Comment by porphyra
4 days ago
Honestly if it actually does score 44.4% on Humanity's Last Exam, that would be super impressive as Gemini 2.5 Pro and o3 with tools only score 26.9% and 24.9%.
4 days ago
Honestly if it actually does score 44.4% on Humanity's Last Exam, that would be super impressive as Gemini 2.5 Pro and o3 with tools only score 26.9% and 24.9%.
Is that not just how scaling goes? It generally feels like the top models are mostly interchangeable and the one that came out at time t+1 will be better than earlier models from time t.
Grok 4 has probably been training when O3 was released, and now that Grok 4 is released, OpenAI is probably preparing O4, Google is preparing Gemini 3 and soon new SOTA benchmark scores will appear.
So it is impressive but not surprising, no? Whoever releases the latest model and has sufficient compute will be SOTA.
Meta had enough compute I think. No SOTA though.

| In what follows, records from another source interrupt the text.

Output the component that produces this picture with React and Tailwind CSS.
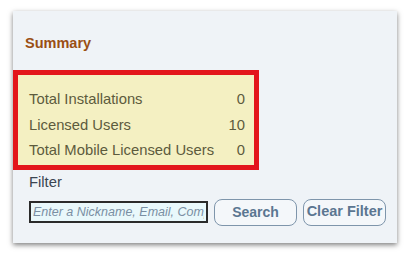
import React from 'react';

const rows = [
  { label: 'Total Installations', value: 0 },
  { label: 'Licensed Users', value: 10 },
  { label: 'Total Mobile Licensed Users', value: 0 },
];

const App = () => {
  return (
    <div className="w-[412px] h-[255px] bg-white pt-[11px] pl-[13px] font-['Liberation_Sans',Arial,sans-serif]">
      <div className="w-[384px] h-[232px] bg-[#eff3f7] shadow-[0px_2px_5px_rgba(0,0,0,0.5)]">
        {/* Summary header */}
        <div className="pt-[24px] pl-[12px] text-[14.5px] leading-[16px] font-bold text-[#9a4f14]">
          Summary
        </div>

        {/* Totals box */}
        <div className="mt-[19px] w-[246px] border-[5px] border-[#e3161b] bg-[#f4f0c2] pt-[12px] pb-[1px] pl-[11px] pr-[9px] text-[14.8px] text-[#5d5b3d]">
          {rows.map((r) => (
            <div key={r.label} className="flex justify-between leading-[25.5px]">
              <span>{r.label}</span>
              <span>{r.value}</span>
            </div>
          ))}
        </div>

        {/* Filter */}
        <div className="mt-[4px] pl-[16px] text-[14.8px] leading-[16px] text-[#3b4552]">Filter</div>
        <div className="mt-[9px] pl-[16px] flex items-center">
          <input
            className="w-[179px] h-[22px] border-2 border-[#2b2b2b] bg-[#e9f8fb] px-[2px] text-[12.5px] italic text-[#333] placeholder:text-[#7a8fa3] outline-none"
            placeholder="Enter a Nickname, Email, Company"
          />
          <button className="ml-[6px] w-[83px] h-[27px] rounded-[8px] border border-[#7e95ab] bg-[#f4f7fa] text-[14px] font-bold text-[#5b7691]">
            Search
          </button>
          <button className="ml-[6px] w-[83px] h-[27px] rounded-[8px] border border-[#7e95ab] bg-[#f4f7fa] text-[14.5px] font-bold text-[#5b7691]">
            Clear Filter
          </button>
        </div>
      </div>
    </div>
  );
};

export default App;
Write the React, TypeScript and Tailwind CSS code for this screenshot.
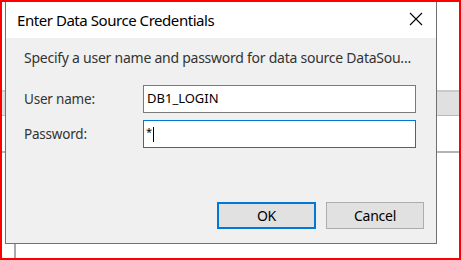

I dunno, "with tools" means different things for different models. It depends on what tools you give it access to. HLE demands a lot of specialized stuff. Like an interpreter for the esoteric programming language Piet for two questions. If you're not standardizing the set of tools, these aren't apples-to-apples numbers.
Even without tools it also outperforms Gemini 2.5 pro and o3, 25.4% compared to 21.6% and 21.0%. Although I wonder if any of the exam was leaked into the training set or if it was specifically trained to be good at benchmarks, llama 4 style.
would like to see FrontierMath results. Don't have a lot of personal trust in HLE.
"Don't have a lot of personal trust in HLE."
Why?
A lot of the questions are simple subject matter knowledge, and some of them are multiple-choice. Asking LLMs multiple-choice questions is scientific malpractice: it is not interesting that statistical next-token predictors can attain superhuman performance on multiple choice tests. We've all known since children that you can go pretty far on a Scantron by using surface heuristics and a vague familiarity with the material.
I will add that, as an unfair smell test, the very name "Humanity's Last Exam" implies an arrogant contempt for scientific reasoning, and I would not be at all surprised if they were corrupt in a similar way as Frontier Math and OpenAI - maybe xAI funded HLE in exchange for peeking at the questions.
3 replies →
I only know math and out of the 2 examples of math questions I think one of them is wrong. So out of this very limited data I have I don't really trust their problems. OK I'm not sure completely about my claim.